** Start COLLECTED MATERIAL **

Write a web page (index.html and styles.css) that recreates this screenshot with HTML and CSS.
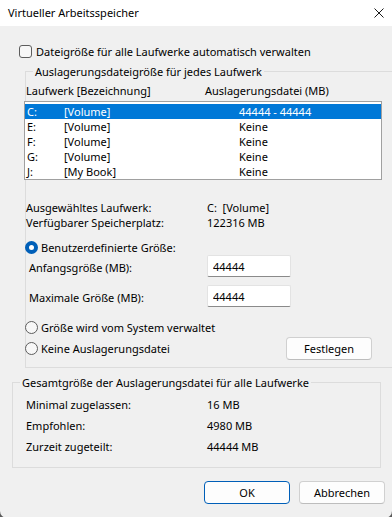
FILE: index.html
```html
<!DOCTYPE html>
<html lang="de">
<head>
    <meta charset="UTF-8">
    <meta name="viewport" content="width=device-width, initial-scale=1.0">
    <title>Virtueller Arbeitsspeicher</title>
    <link rel="stylesheet" href="styles.css">
</head>
<body>
    <div class="window">
        <div class="titlebar">
            <span class="title">Virtueller Arbeitsspeicher</span>
            <svg class="close" width="10" height="10" viewBox="0 0 10 10">
                <path d="M0.5 0.5 L9.5 9.5 M9.5 0.5 L0.5 9.5" stroke="#1b1b1b" stroke-width="1" fill="none"/>
            </svg>
        </div>

        <div class="dialog">
            <div class="check-row">
                <span class="checkbox"></span>
                <span>Dateigröße für alle Laufwerke automatisch verwalten</span>
            </div>

            <fieldset class="group group-drives">
                <legend>Auslagerungsdateigröße für jedes Laufwerk</legend>

                <div class="list-head">
                    <span>Laufwerk [Bezeichnung]</span>
                    <span>Auslagerungsdatei (MB)</span>
                </div>

                <div class="drive-list">
                    <div class="drive-row selected"><span>C:</span><span>[Volume]</span><span>44444 - 44444</span></div>
                    <div class="drive-row"><span>E:</span><span>[Volume]</span><span>Keine</span></div>
                    <div class="drive-row"><span>F:</span><span>[Volume]</span><span>Keine</span></div>
                    <div class="drive-row"><span>G:</span><span>[Volume]</span><span>Keine</span></div>
                    <div class="drive-row"><span>J:</span><span>[My Book]</span><span>Keine</span></div>
                </div>

                <div class="info-grid">
                    <span>Ausgewähltes Laufwerk:</span><span>C:&nbsp; [Volume]</span>
                    <span>Verfügbarer Speicherplatz:</span><span>122316 MB</span>
                </div>

                <div class="radio-row custom">
                    <span class="radio checked"></span>
                    <span>Benutzerdefinierte Größe:</span>
                </div>

                <div class="field-row first">
                    <label for="initialSize">Anfangsgröße (MB):</label>
                    <input type="text" id="initialSize" value="44444">
                </div>

                <div class="field-row second">
                    <label for="maxSize">Maximale Größe (MB):</label>
                    <input type="text" id="maxSize" value="44444">
                </div>

                <div class="radio-row system">
                    <span class="radio"></span>
                    <span>Größe wird vom System verwaltet</span>
                </div>

                <div class="set-row">
                    <div class="radio-row">
                        <span class="radio"></span>
                        <span>Keine Auslagerungsdatei</span>
                    </div>
                    <button class="btn">Festlegen</button>
                </div>
            </fieldset>

            <fieldset class="group group-total">
                <legend>Gesamtgröße der Auslagerungsdatei für alle Laufwerke</legend>
                <div class="total-grid">
                    <span>Minimal zugelassen:</span><span>16 MB</span>
                    <span>Empfohlen:</span><span>4980 MB</span>
                    <span>Zurzeit zugeteilt:</span><span>44444 MB</span>
                </div>
            </fieldset>

            <div class="buttons">
                <button class="btn default">OK</button>
                <button class="btn">Abbrechen</button>
            </div>
        </div>
    </div>
</body>
</html>
```

FILE: styles.css
```css
html, body {
    margin: 0;
    padding: 0;
}
body {
    background-color: #5a5a5a;
    font-family: "Noto Sans", "DejaVu Sans", sans-serif;
    font-size: 11px;
    line-height: 15px;
    color: #000;
    overflow: hidden;
}
.window {
    width: 392px;
    height: 518px;
    background-color: #f0f0f0;
    border-radius: 0 0 7px 7px;
    overflow: hidden;
}
.titlebar {
    height: 26px;
    background-color: #fff;
    display: flex;
    align-items: center;
    justify-content: space-between;
    padding: 0 8px 2px 8px;
    box-sizing: border-box;
}
.title {
    font-size: 11px;
}
.close {
    margin-right: 0;
    margin-top: 1px;
}
.dialog {
    padding-top: 18px;
}
.check-row {
    display: flex;
    align-items: center;
    margin-left: 19px;
    height: 15px;
}
.checkbox {
    width: 11px;
    height: 11px;
    border: 1px solid #5d5d5d;
    border-radius: 3px;
    background-color: #f7f7f7;
    margin-right: 4px;
}

/* group boxes */
.group {
    border: 1px solid #dcdcdc;
    padding: 0;
    min-width: 0;
}
.group legend {
    padding: 0 2px;
    line-height: 15px;
}
.group-drives {
    margin: 5px -3px 0 25px;
    padding-bottom: 7px;
}
.group-drives legend {
    margin-left: 7px;
}
.list-head {
    display: grid;
    grid-template-columns: 179px auto;
    margin-top: 4px;
}
.drive-list {
    margin: 3px 0 0 -2px;
    width: 356px;
    border: 1px solid #a0a0a0;
    background-color: #fff;
    padding-top: 2px;
}
.drive-row {
    display: grid;
    grid-template-columns: 37px 175px auto;
    height: 15px;
    padding-left: 2px;
}
.drive-row.selected {
    background-color: #0078d7;
    color: #fff;
}
.info-grid {
    display: grid;
    grid-template-columns: 181px auto;
    margin-top: 20px;
}
.radio-row {
    display: flex;
    align-items: center;
    height: 15px;
    margin-left: -1px;
}
.radio-row.custom {
    margin-top: 10px;
}
.radio-row.system {
    margin-top: 13px;
}
.radio {
    width: 11px;
    height: 11px;
    border: 1px solid #5d5d5d;
    border-radius: 50%;
    background-color: #f7f7f7;
    margin-right: 3px;
    box-sizing: content-box;
}
.radio.checked {
    width: 5px;
    height: 5px;
    border: 4px solid #005fb8;
    background-color: #fff;
}
.field-row {
    display: grid;
    grid-template-columns: 181px 84px;
    align-items: center;
}
.field-row label {
    padding: 3px 0 0 3px;
}
.field-row.second {
    margin-top: 8px;
}
.field-row input {
    width: 84px;
    height: 22px;
    box-sizing: border-box;
    border: 1px solid #e3e3e3;
    border-bottom-color: #8a8a8a;
    border-radius: 2px;
    padding: 0 5px;
    font-family: inherit;
    font-size: 11px;
    color: #000;
    background-color: #fff;
    outline: none;
}
.set-row {
    display: grid;
    grid-template-columns: 260px 86px;
    align-items: center;
    margin-top: 2px;
}

/* buttons */
.btn {
    width: 86px;
    height: 23px;
    box-sizing: border-box;
    background-color: #fdfdfd;
    border: 1px solid #d0d0d0;
    border-bottom-color: #bdbdbd;
    border-radius: 4px;
    font-family: inherit;
    font-size: 11px;
    color: #000;
    padding: 0;
}
.btn.default {
    border-color: #005fb8;
}
.group-total {
    margin: 7px 11px 0 12px;
    padding-bottom: 10px;
}
.group-total legend {
    margin-left: 7px;
}
.total-grid {
    display: grid;
    grid-template-columns: 181px auto;
    grid-auto-rows: 21px;
    align-items: center;
    margin-top: 4px;
    padding-left: 13px;
}
.buttons {
    display: flex;
    justify-content: flex-end;
    gap: 9px;
    margin: 13px 7px 0 0;
}
```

** End COLLECTED MATERIAL **

Quote the listing above in full, except for the pictures.

Write a web page (index.html and styles.css) that recreates this screenshot with HTML and CSS.
FILE: index.html
```html
<!DOCTYPE html>
<html lang="de">
<head>
    <meta charset="UTF-8">
    <meta name="viewport" content="width=device-width, initial-scale=1.0">
    <title>Virtueller Arbeitsspeicher</title>
    <link rel="stylesheet" href="styles.css">
</head>
<body>
    <div class="window">
        <div class="titlebar">
            <span class="title">Virtueller Arbeitsspeicher</span>
            <svg class="close" width="10" height="10" viewBox="0 0 10 10">
                <path d="M0.5 0.5 L9.5 9.5 M9.5 0.5 L0.5 9.5" stroke="#1b1b1b" stroke-width="1" fill="none"/>
            </svg>
        </div>

        <div class="dialog">
            <div class="check-row">
                <span class="checkbox"></span>
                <span>Dateigröße für alle Laufwerke automatisch verwalten</span>
            </div>

            <fieldset class="group group-drives">
                <legend>Auslagerungsdateigröße für jedes Laufwerk</legend>

                <div class="list-head">
                    <span>Laufwerk [Bezeichnung]</span>
                    <span>Auslagerungsdatei (MB)</span>
                </div>

                <div class="drive-list">
                    <div class="drive-row selected"><span>C:</span><span>[Volume]</span><span>44444 - 44444</span></div>
                    <div class="drive-row"><span>E:</span><span>[Volume]</span><span>Keine</span></div>
                    <div class="drive-row"><span>F:</span><span>[Volume]</span><span>Keine</span></div>
                    <div class="drive-row"><span>G:</span><span>[Volume]</span><span>Keine</span></div>
                    <div class="drive-row"><span>J:</span><span>[My Book]</span><span>Keine</span></div>
                </div>

                <div class="info-grid">
                    <span>Ausgewähltes Laufwerk:</span><span>C:&nbsp; [Volume]</span>
                    <span>Verfügbarer Speicherplatz:</span><span>122316 MB</span>
                </div>

                <div class="radio-row custom">
                    <span class="radio checked"></span>
                    <span>Benutzerdefinierte Größe:</span>
                </div>

                <div class="field-row first">
                    <label for="initialSize">Anfangsgröße (MB):</label>
                    <input type="text" id="initialSize" value="44444">
                </div>

                <div class="field-row second">
                    <label for="maxSize">Maximale Größe (MB):</label>
                    <input type="text" id="maxSize" value="44444">
                </div>

                <div class="radio-row system">
                    <span class="radio"></span>
                    <span>Größe wird vom System verwaltet</span>
                </div>

                <div class="set-row">
                    <div class="radio-row">
                        <span class="radio"></span>
                        <span>Keine Auslagerungsdatei</span>
                    </div>
                    <button class="btn">Festlegen</button>
                </div>
            </fieldset>

            <fieldset class="group group-total">
                <legend>Gesamtgröße der Auslagerungsdatei für alle Laufwerke</legend>
                <div class="total-grid">
                    <span>Minimal zugelassen:</span><span>16 MB</span>
                    <span>Empfohlen:</span><span>4980 MB</span>
                    <span>Zurzeit zugeteilt:</span><span>44444 MB</span>
                </div>
            </fieldset>

            <div class="buttons">
                <button class="btn default">OK</button>
                <button class="btn">Abbrechen</button>
            </div>
        </div>
    </div>
</body>
</html>
```

FILE: styles.css
```css
html, body {
    margin: 0;
    padding: 0;
}
body {
    background-color: #5a5a5a;
    font-family: "Noto Sans", "DejaVu Sans", sans-serif;
    font-size: 11px;
    line-height: 15px;
    color: #000;
    overflow: hidden;
}
.window {
    width: 392px;
    height: 518px;
    background-color: #f0f0f0;
    border-radius: 0 0 7px 7px;
    overflow: hidden;
}
.titlebar {
    height: 26px;
    background-color: #fff;
    display: flex;
    align-items: center;
    justify-content: space-between;
    padding: 0 8px 2px 8px;
    box-sizing: border-box;
}
.title {
    font-size: 11px;
}
.close {
    margin-right: 0;
    margin-top: 1px;
}
.dialog {
    padding-top: 18px;
}
.check-row {
    display: flex;
    align-items: center;
    margin-left: 19px;
    height: 15px;
}
.checkbox {
    width: 11px;
    height: 11px;
    border: 1px solid #5d5d5d;
    border-radius: 3px;
    background-color: #f7f7f7;
    margin-right: 4px;
}

/* group boxes */
.group {
    border: 1px solid #dcdcdc;
    padding: 0;
    min-width: 0;
}
.group legend {
    padding: 0 2px;
    line-height: 15px;
}
.group-drives {
    margin: 5px -3px 0 25px;
    padding-bottom: 7px;
}
.group-drives legend {
    margin-left: 7px;
}
.list-head {
    display: grid;
    grid-template-columns: 179px auto;
    margin-top: 4px;
}
.drive-list {
    margin: 3px 0 0 -2px;
    width: 356px;
    border: 1px solid #a0a0a0;
    background-color: #fff;
    padding-top: 2px;
}
.drive-row {
    display: grid;
    grid-template-columns: 37px 175px auto;
    height: 15px;
    padding-left: 2px;
}
.drive-row.selected {
    background-color: #0078d7;
    color: #fff;
}
.info-grid {
    display: grid;
    grid-template-columns: 181px auto;
    margin-top: 20px;
}
.radio-row {
    display: flex;
    align-items: center;
    height: 15px;
    margin-left: -1px;
}
.radio-row.custom {
    margin-top: 10px;
}
.radio-row.system {
    margin-top: 13px;
}
.radio {
    width: 11px;
    height: 11px;
    border: 1px solid #5d5d5d;
    border-radius: 50%;
    background-color: #f7f7f7;
    margin-right: 3px;
    box-sizing: content-box;
}
.radio.checked {
    width: 5px;
    height: 5px;
    border: 4px solid #005fb8;
    background-color: #fff;
}
.field-row {
    display: grid;
    grid-template-columns: 181px 84px;
    align-items: center;
}
.field-row label {
    padding: 3px 0 0 3px;
}
.field-row.second {
    margin-top: 8px;
}
.field-row input {
    width: 84px;
    height: 22px;
    box-sizing: border-box;
    border: 1px solid #e3e3e3;
    border-bottom-color: #8a8a8a;
    border-radius: 2px;
    padding: 0 5px;
    font-family: inherit;
    font-size: 11px;
    color: #000;
    background-color: #fff;
    outline: none;
}
.set-row {
    display: grid;
    grid-template-columns: 260px 86px;
    align-items: center;
    margin-top: 2px;
}

/* buttons */
.btn {
    width: 86px;
    height: 23px;
    box-sizing: border-box;
    background-color: #fdfdfd;
    border: 1px solid #d0d0d0;
    border-bottom-color: #bdbdbd;
    border-radius: 4px;
    font-family: inherit;
    font-size: 11px;
    color: #000;
    padding: 0;
}
.btn.default {
    border-color: #005fb8;
}
.group-total {
    margin: 7px 11px 0 12px;
    padding-bottom: 10px;
}
.group-total legend {
    margin-left: 7px;
}
.total-grid {
    display: grid;
    grid-template-columns: 181px auto;
    grid-auto-rows: 21px;
    align-items: center;
    margin-top: 4px;
    padding-left: 13px;
}
.buttons {
    display: flex;
    justify-content: flex-end;
    gap: 9px;
    margin: 13px 7px 0 0;
}
```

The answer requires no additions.